## Exercise details
Transcribe every line exactly. Leave the pictures behind.

— begin —

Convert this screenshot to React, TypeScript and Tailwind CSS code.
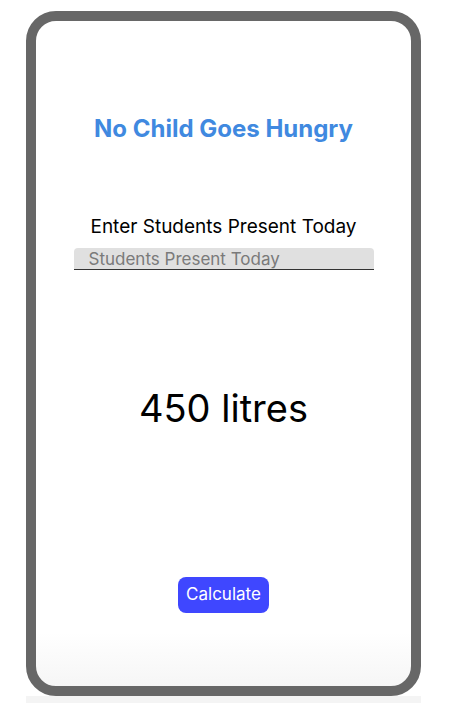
import { useState } from 'react'

export default function App() {
	const [students, setStudents] = useState('')
	const [litres, setLitres] = useState(450)

	const calculate = () => {
		const n = parseInt(students)
		if (!isNaN(n)) setLitres(n * 1)
	}

	return (
		<main className="w-[462px] h-[703px] bg-white font-['Inter','Noto_Sans',sans-serif]">
			<div className="ml-[26px] pt-[11px] w-[395px] h-[703px] flex flex-col">
				{/* Device frame */}
				<div className="h-[685px] border-[10px] border-[#676767] rounded-[30px] bg-gradient-to-b from-white from-92% to-[#f6f6f6] flex flex-col items-center">
					<h1 className="mt-[94px] text-[24px] leading-[28px] font-bold text-[#4089e0]">
						No Child Goes Hungry
					</h1>

					<p className="mt-[73px] text-[19px] text-black leading-[22px]">
						Enter Students Present Today
					</p>
					<input
						value={students}
						onChange={(e) => setStudents(e.target.value)}
						placeholder="Students Present Today"
						className="mt-[10px] w-[300px] h-[22px] bg-[#e0e0e0] rounded-t-[4px] border-b border-[#333] px-[15px] text-[17px] leading-[20px] text-black placeholder:text-[#7a7a7a] outline-none"
					/>

					<p className="mt-[115px] text-[38px] text-black leading-[46px]">
						{litres} litres
					</p>

					<button
						onClick={calculate}
						className="mt-[146px] h-[36px] px-[8px] rounded-[8px] bg-[#3f47ff] text-white text-[17px]"
					>
						Calculate
					</button>
				</div>
				<div className="h-[7px] bg-[#f4f4f4]" />
			</div>
		</main>
	)
}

— end —

## Written solution
Convert this screenshot to React, TypeScript and Tailwind CSS code.
import { useState } from 'react'

export default function App() {
	const [students, setStudents] = useState('')
	const [litres, setLitres] = useState(450)

	const calculate = () => {
		const n = parseInt(students)
		if (!isNaN(n)) setLitres(n * 1)
	}

	return (
		<main className="w-[462px] h-[703px] bg-white font-['Inter','Noto_Sans',sans-serif]">
			<div className="ml-[26px] pt-[11px] w-[395px] h-[703px] flex flex-col">
				{/* Device frame */}
				<div className="h-[685px] border-[10px] border-[#676767] rounded-[30px] bg-gradient-to-b from-white from-92% to-[#f6f6f6] flex flex-col items-center">
					<h1 className="mt-[94px] text-[24px] leading-[28px] font-bold text-[#4089e0]">
						No Child Goes Hungry
					</h1>

					<p className="mt-[73px] text-[19px] text-black leading-[22px]">
						Enter Students Present Today
					</p>
					<input
						value={students}
						onChange={(e) => setStudents(e.target.value)}
						placeholder="Students Present Today"
						className="mt-[10px] w-[300px] h-[22px] bg-[#e0e0e0] rounded-t-[4px] border-b border-[#333] px-[15px] text-[17px] leading-[20px] text-black placeholder:text-[#7a7a7a] outline-none"
					/>

					<p className="mt-[115px] text-[38px] text-black leading-[46px]">
						{litres} litres
					</p>

					<button
						onClick={calculate}
						className="mt-[146px] h-[36px] px-[8px] rounded-[8px] bg-[#3f47ff] text-white text-[17px]"
					>
						Calculate
					</button>
				</div>
				<div className="h-[7px] bg-[#f4f4f4]" />
			</div>
		</main>
	)
}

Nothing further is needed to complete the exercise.